The result is that we have to use some dirty trick by having three copies of every header for glibc in Gentoo/AMD64: one for the x86 version, one for the x86_64 version, one file that includes one or the other based on what the compiler is defining. This is a mess of its own, and I think somehow two include directories would have been simpler.

But it does not end here. On UNIX systems there’s classically a /usr/libexec directory that contains the commands called by other software, but not required to be visible to users, being them normal users or root (commands not visible to users but visible to root are in sbin). That directory is usually replaced by /usr/$libdir/misc in Gentoo, which means on multilib setup we have two distinct libraries. This works for most cases, but there can be one big fault in the logic.

Take CUPS, that installs usually in /usr/lib/cups all its executable files for filters, backends and similar. CUPS open them as pipes, it does not care what they are, they can be compiled, interpreted scripts, java programs, as long as the system can run them, CUPS does not care. If we were to follow the /usr/$libdir/misc reasoning, as we did for a while, one wouldn’t be able for instance to have a 64-bit CUPS working with a Canon iPixma backend (that needs to be compiled 32-bit as Canon does not release some of their libraries as 64-bit), although it supposedly work correctly; for this reason on 1.2 series I was able to push for using /usr/libexec for it, even if it “broke” what base-system team usually do.

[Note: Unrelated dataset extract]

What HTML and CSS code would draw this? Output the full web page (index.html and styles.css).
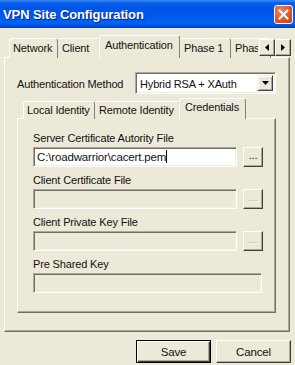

We need it to share the executables for different ABI, and this is right, the program stored in /usr/$libdir/misc are executed, not loaded, so they can be used by different ABIs just the same way. The reasoning for the misc directory to be different was given to me as “it’s a step forward to have two ABIs completely installed on a system”, but seems like a stupid thing to do to me. We don’t have, nor probably want, two distinct sets of bin directories, because we can exec them as we want. If we really want them to be differentiated, well, then we have to came up with something better than /usr/lib/bin and /usr/lib64/bin or /usr/bin and /usr/bin64.

For what concerns libexec, its content should be always available with the best ABI possible, so either native or the one that takes less overhead to use. Think of a Gentoo/FreeBSD AMD64 box, /usr/libexec should have 64-bit FreeBSD binaries, but if for one binary (is it a generic command or a CUPS backend) those are not available it can fallback to i386 FreeBSD binaries, if neither are available, then it can install i386 Linux binaries. Of course being able to use three different ABIs require having three different libraries sets, and three different headers sets (as a lot of headers changes between FreeBSD and Linux), but then we can have only one command set, as we can mix and match different ABIs as long as the loader is not invoked, but rather a pipe is used.

A final alternative would be to have entirely different trees for the different ABIs, like /32bit/{bin,lib} and /64bit/{bin.lib} with /usr/{32,64}bit stuff and all, but leaving /usr/libexec as a share point. But I don’t think this is a good idea on the long run.

Anyway, I’d really like if Portage would have full true multilib support, but that will probably require quite a lot of work the way it is. I proposed an alternative method that might be simpler to handle, but requires rewriting almost the full support written right now so I doubt it makes much sense after all :)

Oh well back to work now that gdb finally installed on the iBook (I need it for the course), and I can test that gdbserver works as intended. Too bad they (the ones for whom I work) can’t use it as they work with an embedded ARM which environment was designed with a very old version of GDB not supporting TCP connections.